A further problem in this errant London-centric analysis can be seen in the 37% increase in child homeless figure that was emblazoned across all national newspapers and headlined the TV news a day or so ago. There was an outcry and understandable outrage over this 37% figure yet imagine if the same national media had reported that outside London – which is 87% of the UK housing sector, – that the increase in children made homeless was in fact 52%!
The real figure of the increase in children made homeless across seven-eighths of the UK was in fact 41% higher than the outrage the national media reported and the ubiquitous London, London, Bloody London focus helped the government in deflecting blame because the figure was chronically under-reported.
Alas, the same always blame the private landlord as the easy and habitual target that the commentariat use deflects blame, attention and focus away from the inept government policies in this area as well as deflect attention from the real question of why there are so many social landlord evictions.
I will close this with a chart that I quickly created from the official figures about 6 months ago in response to a spat on Twitter in which a regular purveyor of the London, London, Bloody London commentariat said to me that evictions are not increasing in social housing and only in the private rented sector.

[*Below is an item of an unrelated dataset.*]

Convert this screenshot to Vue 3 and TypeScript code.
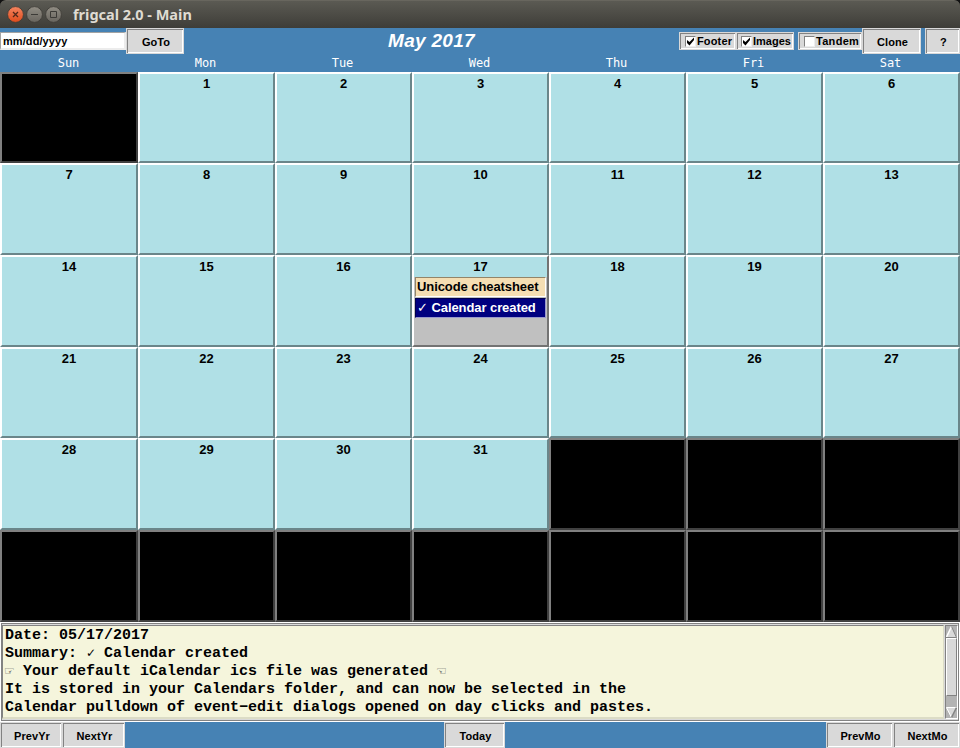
<script setup lang="ts">
interface Day { num: number | null; selected: boolean }

const weekdays: string[] = ['Sun', 'Mon', 'Tue', 'Wed', 'Thu', 'Fri', 'Sat']
const days: Day[] = Array.from({ length: 42 }, (_, i) => ({
  num: i >= 1 && i <= 31 ? i : null,
  selected: i === 17,
}))
const toggles = [
  { label: 'Footer', on: true, cls: 'footer-toggle' },
  { label: 'Images', on: true, cls: 'images-toggle' },
  { label: 'Tandem', on: false, cls: 'tandem-toggle' },
]
</script>

<template>
  <div class="window">
    <header class="titlebar">
      <svg class="controls" width="62" height="28" viewBox="0 0 62 28">
        <defs>
          <linearGradient id="close" x1="0" y1="0" x2="0" y2="1">
            <stop offset="0" stop-color="#f58560" /><stop offset="1" stop-color="#df4b1b" />
          </linearGradient>
          <linearGradient id="plain" x1="0" y1="0" x2="0" y2="1">
            <stop offset="0" stop-color="#918d84" /><stop offset="1" stop-color="#68655e" />
          </linearGradient>
        </defs>
        <circle cx="15.5" cy="14.5" r="7.9" fill="url(#close)" stroke="#3c3a35" stroke-width=".8" />
        <circle cx="34.5" cy="14.5" r="7.9" fill="url(#plain)" stroke="#3c3a35" stroke-width=".8" />
        <circle cx="53.5" cy="14.5" r="7.9" fill="url(#plain)" stroke="#3c3a35" stroke-width=".8" />
        <path d="M13 12l5 5M18 12l-5 5" stroke="#52281a" stroke-width="1.3" />
        <path d="M31 14.5h7M50.5 11.500h6v6h-6z" fill="none" stroke="#3c3b37" />
      </svg>
      <span class="title">frigcal 2.0 - Main</span>
    </header>

    <div class="toolbar">
      <div class="left">
        <div class="entry">mm/dd/yyyy</div>
        <button class="btn goto">GoTo</button>
      </div>
      <h1>May 2017</h1>
      <div class="right">
        <div v-for="t in toggles" :key="t.label" class="toggle" :class="t.cls">
          <span class="box">
            <svg v-if="t.on" width="9" height="9" viewBox="0 0 9 9"><path d="M1 3v3l2.500 2.500L8 3V0.500L3.500 5z" /></svg>
          </span>
          <span>{{ t.label }}</span>
        </div>
        <button class="btn clone">Clone</button>
        <button class="btn help">?</button>
      </div>
    </div>

    <div class="weekdays"><span v-for="w in weekdays" :key="w">{{ w }}</span></div>

    <main class="grid">
      <div v-for="(d, i) in days" :key="i" class="cell" :class="{ empty: d.num === null, selected: d.selected }">
        <div v-if="d.num !== null" class="num">{{ d.num }}</div>
        <template v-if="d.selected">
          <div class="event wheat">Unicode cheatsheet</div>
          <div class="event navy"><span class="tick">✓</span> Calendar created</div>
        </template>
      </div>
    </main>

    <section class="footer">
      <div class="note">
        <div>Date: 05/17/2017</div>
        <div>Summary: <i>✓</i> Calendar created</div>
        <div><i class="hand">☞</i> Your default iCalendar ics file was generated <i class="hand">☜</i></div>
        <div>It is stored in your Calendars folder, and can now be selected in the</div>
        <div>Calendar pulldown of event−edit dialogs opened on day clicks and pastes.</div>
      </div>
      <div class="scroll">
        <svg width="11" height="12" viewBox="0 0 11 12"><path d="M0 11.500L5.500 0L11 11.500z" fill="#d9d9d9" /><path d="M0.500 11L5.500 0.500" stroke="#fff" stroke-width="1.500" /><path d="M5.500 0.500L10.500 11.500H0" fill="none" stroke="#828282" /></svg>
        <div class="thumb"></div>
        <div class="gap"></div>
        <svg width="11" height="11" viewBox="0 0 11 11"><path d="M0 0.500H11L5.500 11z" fill="#d9d9d9" /><path d="M11 0.500H0.500L5.500 10.500" fill="none" stroke="#fff" /><path d="M10.500 0.500L5.500 10.500" stroke="#828282" stroke-width="1.500" /></svg>
      </div>
    </section>

    <nav class="bottom">
      <div class="pair"><button class="btn prevyr">PrevYr</button><button class="btn nextyr">NextYr</button></div>
      <button class="btn today">Today</button>
      <div class="pair end"><button class="btn prevmo">PrevMo</button><button class="btn nextmo">NextMo</button></div>
    </nav>
  </div>
</template>

<style>
body { background: #4682b4; overflow: hidden; }
</style>
<style scoped>
* { box-sizing: border-box; }
.window { width: 960px; height: 748px; background: linear-gradient(#111 0 20px, #4682b4 20px); display: flex; flex-direction: column; font: bold 11px "Liberation Sans", sans-serif; color: #000; overflow: hidden; }
.titlebar { height: 28px; flex: none; display: flex; align-items: center; background: linear-gradient(#5b5a53, #3e3d38); border-top: 1px solid #68665e; border-radius: 6px 6px 0 0; }
.controls { flex: none; margin-top: -1px; }
.title { margin: -2px 0 0 11px; font: bold 14.500px/20px "Noto Sans", sans-serif; color: #dfdbd2; white-space: nowrap; }
.toolbar { height: 26px; flex: none; display: flex; justify-content: space-between; position: relative; }
.left, .right, .pair { display: flex; }
.left, .right { align-items: center; }
.entry { width: 126px; height: 18px; padding-left: 2px; line-height: 17px; letter-spacing: 0.08px; background: #fff; border: 2px solid; border-color: #a3a3a3 #ececec #ececec #a3a3a3; border-left-width: 1px; border-top-width: 1px; }
.btn { font: inherit; color: #000; padding: 2px 0 0 2px; margin: 0; height: 26px; background: #d9d9d9; border: 1px solid #d9d9d9; border-radius: 0; box-shadow: inset 1px 1px #828282, inset -1px -1px #fff; text-align: center; line-height: 22px; letter-spacing: 0.08px; }
.goto { width: 58px; }
.clone { width: 59px; }
.help { width: 35px; margin-left: 4px; }
h1 { position: absolute; left: 388px; top: 0; margin: 0; font: italic bold 19px/26px "Liberation Sans", sans-serif; letter-spacing: 0.3px; color: #fff; white-space: nowrap; }
.toggle { display: flex; align-items: center; height: 18px; background: #d9d9d9; border: 1px solid #d9d9d9; box-shadow: inset 1px 1px #828282, inset -1px -1px #fff; padding-left: 5px; gap: 1px; white-space: nowrap; letter-spacing: 0.15px; }
.footer-toggle { width: 57px; }
.images-toggle { width: 58px; padding-left: 4px; letter-spacing: 0; }
.tandem-toggle { width: 64px; margin-left: 4px; letter-spacing: 0.3px; }
.box { width: 11px; height: 11px; background: #fff; border: 1px solid #828282; border-right-color: #eee; border-bottom-color: #eee; display: flex; flex: none; }
.weekdays { height: 18px; flex: none; display: grid; grid-template-columns: repeat(7, 137px); text-align: center; color: #fff; font: 12px/18px "DejaVu Sans Mono", monospace; }
.grid { flex: none; display: grid; grid-template-columns: 138px repeat(6, 137px); grid-template-rows: 91px 92px 92px 91px 92px 92px; }
.cell { background: #b0e0e6; border: 2px solid; border-color: #fff #6a868a #6a868a #fff; font-size: 13px; overflow: hidden; }
.empty { background: #000; border-color: #808080 #404040 #404040 #808080; }
.selected { background: #c0c0c0; border-color: #fff #737373 #737373 #fff; }
.num { height: 20px; line-height: 19px; text-align: center; background: #b0e0e6; }
.event { height: 20px; margin: 0 1px 1px; padding-left: 1px; line-height: 17px; border: 1px solid; white-space: nowrap; letter-spacing: -0.08px; }
.wheat { background: #f5deb3; border-color: #938569 #fff #fff #938569; }
.navy { background: #000080; color: #fff; border-color: #00004d #9999cc #9999cc #00004d; }
.tick { font-weight: normal; }
.footer { height: 100px; flex: none; display: flex; background: #d9d9d9; border: 1px solid #fff; box-shadow: inset 0 0 0 1px #828282; padding: 2px 1px; }
.note { flex: 1; background: #f5f5dc; border: 1px solid; border-color: #828282 #dcdcc6 #dcdcc6 #828282; border-bottom-width: 2px; padding: 1px 0 0 2px; font: bold 15px/18px "Liberation Mono", monospace; white-space: pre; }
.note div { height: 18px; }
.note i { display: inline-block; width: 9px; height: 18px; vertical-align: top; font: 12px/17px "DejaVu Sans", sans-serif; }
.note .hand { font-size: 12px; color: #444; text-indent: -1px; }
.scroll { width: 13px; margin-left: 1px; background: #b3b3b3; border: 1px solid; border-color: #828282 #fff #fff #828282; display: flex; flex-direction: column; flex: none; }
.scroll svg { flex: none; }
.thumb { height: 58px; background: #d9d9d9; border: 1px solid; border-color: #fff #828282 #828282 #fff; }
.gap { flex: 1; }
.bottom { height: 26px; flex: none; display: flex; }
.end { margin-left: auto; }
.prevyr { width: 62px; }
.nextyr { width: 63px; }
.today { width: 61px; margin-left: 319px; }
.prevmo, .nextmo { width: 67px; }
</style>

In short I processed the data in a simple graph that didn’t need any comment:
In the rigid beliefs that (a) London must be worse off than any other area and in cahoots with (b) that evictions and homelessness is solely the fault of private landlords you miss sight of the fact that the data shows a 113% increase in social housing evictions ‘oop North’ from 2011 to 2016!
Finally how strange that 6 months ago I can locate eviction data for the calendar year 2016 yet the usual suspects in the PPA commentariat release today some six months later piss poor analysis on data that is a year older than that?